>> BEGIN GIVEN INFORMATION

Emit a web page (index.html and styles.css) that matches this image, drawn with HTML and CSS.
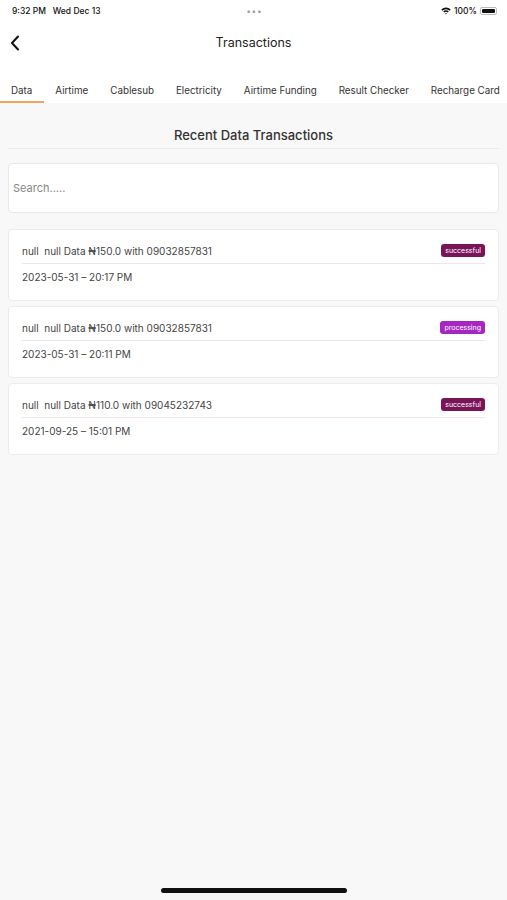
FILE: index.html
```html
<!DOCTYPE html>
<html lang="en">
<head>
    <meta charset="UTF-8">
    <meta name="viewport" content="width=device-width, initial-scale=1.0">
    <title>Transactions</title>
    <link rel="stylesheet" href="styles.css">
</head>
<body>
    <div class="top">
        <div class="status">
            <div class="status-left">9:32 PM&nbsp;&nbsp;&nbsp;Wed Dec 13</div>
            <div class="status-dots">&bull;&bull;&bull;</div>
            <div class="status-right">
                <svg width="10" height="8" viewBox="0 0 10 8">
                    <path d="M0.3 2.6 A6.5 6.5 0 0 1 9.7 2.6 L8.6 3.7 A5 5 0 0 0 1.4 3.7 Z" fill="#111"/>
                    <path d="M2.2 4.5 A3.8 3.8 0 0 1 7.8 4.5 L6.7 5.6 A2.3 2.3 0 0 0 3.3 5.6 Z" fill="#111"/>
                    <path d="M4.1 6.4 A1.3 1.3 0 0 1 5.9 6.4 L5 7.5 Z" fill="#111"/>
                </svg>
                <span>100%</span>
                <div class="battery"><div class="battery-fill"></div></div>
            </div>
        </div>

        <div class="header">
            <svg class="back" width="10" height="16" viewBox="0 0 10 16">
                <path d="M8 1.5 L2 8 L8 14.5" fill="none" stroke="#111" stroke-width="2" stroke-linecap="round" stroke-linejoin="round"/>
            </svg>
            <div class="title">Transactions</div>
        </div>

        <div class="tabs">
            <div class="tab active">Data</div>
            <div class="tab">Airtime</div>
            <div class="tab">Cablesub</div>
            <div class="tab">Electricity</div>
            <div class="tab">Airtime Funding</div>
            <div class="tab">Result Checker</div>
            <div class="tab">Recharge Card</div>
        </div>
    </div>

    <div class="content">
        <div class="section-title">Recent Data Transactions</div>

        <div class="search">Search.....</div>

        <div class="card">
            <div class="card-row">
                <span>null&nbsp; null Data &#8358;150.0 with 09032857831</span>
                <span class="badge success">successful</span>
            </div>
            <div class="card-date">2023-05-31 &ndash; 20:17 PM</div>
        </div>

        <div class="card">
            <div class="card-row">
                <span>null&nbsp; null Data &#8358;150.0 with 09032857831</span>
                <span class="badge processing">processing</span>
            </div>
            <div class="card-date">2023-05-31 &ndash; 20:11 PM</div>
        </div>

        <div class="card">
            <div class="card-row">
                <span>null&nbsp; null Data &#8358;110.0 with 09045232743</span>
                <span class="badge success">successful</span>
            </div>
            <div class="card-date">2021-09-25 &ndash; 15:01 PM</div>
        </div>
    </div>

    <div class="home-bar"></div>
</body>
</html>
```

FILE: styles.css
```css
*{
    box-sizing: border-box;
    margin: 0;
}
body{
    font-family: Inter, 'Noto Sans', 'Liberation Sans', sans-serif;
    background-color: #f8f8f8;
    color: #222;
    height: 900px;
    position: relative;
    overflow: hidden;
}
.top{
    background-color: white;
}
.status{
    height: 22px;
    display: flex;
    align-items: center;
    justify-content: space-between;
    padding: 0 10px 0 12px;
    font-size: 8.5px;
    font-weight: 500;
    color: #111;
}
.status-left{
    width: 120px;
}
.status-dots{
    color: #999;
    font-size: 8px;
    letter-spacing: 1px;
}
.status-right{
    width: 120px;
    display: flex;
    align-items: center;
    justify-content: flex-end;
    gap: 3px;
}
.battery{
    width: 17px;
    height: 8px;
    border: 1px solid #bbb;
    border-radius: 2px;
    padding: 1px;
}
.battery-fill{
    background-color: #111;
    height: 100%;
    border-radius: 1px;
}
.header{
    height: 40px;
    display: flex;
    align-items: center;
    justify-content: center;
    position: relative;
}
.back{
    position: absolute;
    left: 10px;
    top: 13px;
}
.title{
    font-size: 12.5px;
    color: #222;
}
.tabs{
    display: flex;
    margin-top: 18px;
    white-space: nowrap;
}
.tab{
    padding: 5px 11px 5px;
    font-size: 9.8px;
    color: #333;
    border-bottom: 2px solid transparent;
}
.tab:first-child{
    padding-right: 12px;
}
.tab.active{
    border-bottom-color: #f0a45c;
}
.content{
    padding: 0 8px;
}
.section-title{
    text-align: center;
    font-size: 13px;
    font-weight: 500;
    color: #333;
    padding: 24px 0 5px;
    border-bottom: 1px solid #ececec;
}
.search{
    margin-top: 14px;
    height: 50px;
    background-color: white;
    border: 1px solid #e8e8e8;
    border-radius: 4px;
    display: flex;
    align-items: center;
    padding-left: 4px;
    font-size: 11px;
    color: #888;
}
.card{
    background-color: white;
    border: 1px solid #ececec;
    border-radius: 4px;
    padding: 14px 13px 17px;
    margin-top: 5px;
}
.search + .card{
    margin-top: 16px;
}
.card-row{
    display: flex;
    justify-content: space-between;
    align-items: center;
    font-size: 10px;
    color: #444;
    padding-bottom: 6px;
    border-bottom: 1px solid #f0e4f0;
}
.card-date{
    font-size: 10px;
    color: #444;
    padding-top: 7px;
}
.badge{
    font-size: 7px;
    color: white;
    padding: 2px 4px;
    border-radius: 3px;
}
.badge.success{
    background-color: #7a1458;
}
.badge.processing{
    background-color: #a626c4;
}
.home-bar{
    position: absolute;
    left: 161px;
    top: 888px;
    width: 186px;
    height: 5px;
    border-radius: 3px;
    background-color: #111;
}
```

>> END GIVEN INFORMATION

### INSTRUCTIONS TO FOLLOW
Pictures in the data above should not be copied; transcribe everything else exactly.

### REPLY TO THE EXERCISE
Emit a web page (index.html and styles.css) that matches this image, drawn with HTML and CSS.
FILE: index.html
```html
<!DOCTYPE html>
<html lang="en">
<head>
    <meta charset="UTF-8">
    <meta name="viewport" content="width=device-width, initial-scale=1.0">
    <title>Transactions</title>
    <link rel="stylesheet" href="styles.css">
</head>
<body>
    <div class="top">
        <div class="status">
            <div class="status-left">9:32 PM&nbsp;&nbsp;&nbsp;Wed Dec 13</div>
            <div class="status-dots">&bull;&bull;&bull;</div>
            <div class="status-right">
                <svg width="10" height="8" viewBox="0 0 10 8">
                    <path d="M0.3 2.6 A6.5 6.5 0 0 1 9.7 2.6 L8.6 3.7 A5 5 0 0 0 1.4 3.7 Z" fill="#111"/>
                    <path d="M2.2 4.5 A3.8 3.8 0 0 1 7.8 4.5 L6.7 5.6 A2.3 2.3 0 0 0 3.3 5.6 Z" fill="#111"/>
                    <path d="M4.1 6.4 A1.3 1.3 0 0 1 5.9 6.4 L5 7.5 Z" fill="#111"/>
                </svg>
                <span>100%</span>
                <div class="battery"><div class="battery-fill"></div></div>
            </div>
        </div>

        <div class="header">
            <svg class="back" width="10" height="16" viewBox="0 0 10 16">
                <path d="M8 1.5 L2 8 L8 14.5" fill="none" stroke="#111" stroke-width="2" stroke-linecap="round" stroke-linejoin="round"/>
            </svg>
            <div class="title">Transactions</div>
        </div>

        <div class="tabs">
            <div class="tab active">Data</div>
            <div class="tab">Airtime</div>
            <div class="tab">Cablesub</div>
            <div class="tab">Electricity</div>
            <div class="tab">Airtime Funding</div>
            <div class="tab">Result Checker</div>
            <div class="tab">Recharge Card</div>
        </div>
    </div>

    <div class="content">
        <div class="section-title">Recent Data Transactions</div>

        <div class="search">Search.....</div>

        <div class="card">
            <div class="card-row">
                <span>null&nbsp; null Data &#8358;150.0 with 09032857831</span>
                <span class="badge success">successful</span>
            </div>
            <div class="card-date">2023-05-31 &ndash; 20:17 PM</div>
        </div>

        <div class="card">
            <div class="card-row">
                <span>null&nbsp; null Data &#8358;150.0 with 09032857831</span>
                <span class="badge processing">processing</span>
            </div>
            <div class="card-date">2023-05-31 &ndash; 20:11 PM</div>
        </div>

        <div class="card">
            <div class="card-row">
                <span>null&nbsp; null Data &#8358;110.0 with 09045232743</span>
                <span class="badge success">successful</span>
            </div>
            <div class="card-date">2021-09-25 &ndash; 15:01 PM</div>
        </div>
    </div>

    <div class="home-bar"></div>
</body>
</html>
```

FILE: styles.css
```css
*{
    box-sizing: border-box;
    margin: 0;
}
body{
    font-family: Inter, 'Noto Sans', 'Liberation Sans', sans-serif;
    background-color: #f8f8f8;
    color: #222;
    height: 900px;
    position: relative;
    overflow: hidden;
}
.top{
    background-color: white;
}
.status{
    height: 22px;
    display: flex;
    align-items: center;
    justify-content: space-between;
    padding: 0 10px 0 12px;
    font-size: 8.5px;
    font-weight: 500;
    color: #111;
}
.status-left{
    width: 120px;
}
.status-dots{
    color: #999;
    font-size: 8px;
    letter-spacing: 1px;
}
.status-right{
    width: 120px;
    display: flex;
    align-items: center;
    justify-content: flex-end;
    gap: 3px;
}
.battery{
    width: 17px;
    height: 8px;
    border: 1px solid #bbb;
    border-radius: 2px;
    padding: 1px;
}
.battery-fill{
    background-color: #111;
    height: 100%;
    border-radius: 1px;
}
.header{
    height: 40px;
    display: flex;
    align-items: center;
    justify-content: center;
    position: relative;
}
.back{
    position: absolute;
    left: 10px;
    top: 13px;
}
.title{
    font-size: 12.5px;
    color: #222;
}
.tabs{
    display: flex;
    margin-top: 18px;
    white-space: nowrap;
}
.tab{
    padding: 5px 11px 5px;
    font-size: 9.8px;
    color: #333;
    border-bottom: 2px solid transparent;
}
.tab:first-child{
    padding-right: 12px;
}
.tab.active{
    border-bottom-color: #f0a45c;
}
.content{
    padding: 0 8px;
}
.section-title{
    text-align: center;
    font-size: 13px;
    font-weight: 500;
    color: #333;
    padding: 24px 0 5px;
    border-bottom: 1px solid #ececec;
}
.search{
    margin-top: 14px;
    height: 50px;
    background-color: white;
    border: 1px solid #e8e8e8;
    border-radius: 4px;
    display: flex;
    align-items: center;
    padding-left: 4px;
    font-size: 11px;
    color: #888;
}
.card{
    background-color: white;
    border: 1px solid #ececec;
    border-radius: 4px;
    padding: 14px 13px 17px;
    margin-top: 5px;
}
.search + .card{
    margin-top: 16px;
}
.card-row{
    display: flex;
    justify-content: space-between;
    align-items: center;
    font-size: 10px;
    color: #444;
    padding-bottom: 6px;
    border-bottom: 1px solid #f0e4f0;
}
.card-date{
    font-size: 10px;
    color: #444;
    padding-top: 7px;
}
.badge{
    font-size: 7px;
    color: white;
    padding: 2px 4px;
    border-radius: 3px;
}
.badge.success{
    background-color: #7a1458;
}
.badge.processing{
    background-color: #a626c4;
}
.home-bar{
    position: absolute;
    left: 161px;
    top: 888px;
    width: 186px;
    height: 5px;
    border-radius: 3px;
    background-color: #111;
}
```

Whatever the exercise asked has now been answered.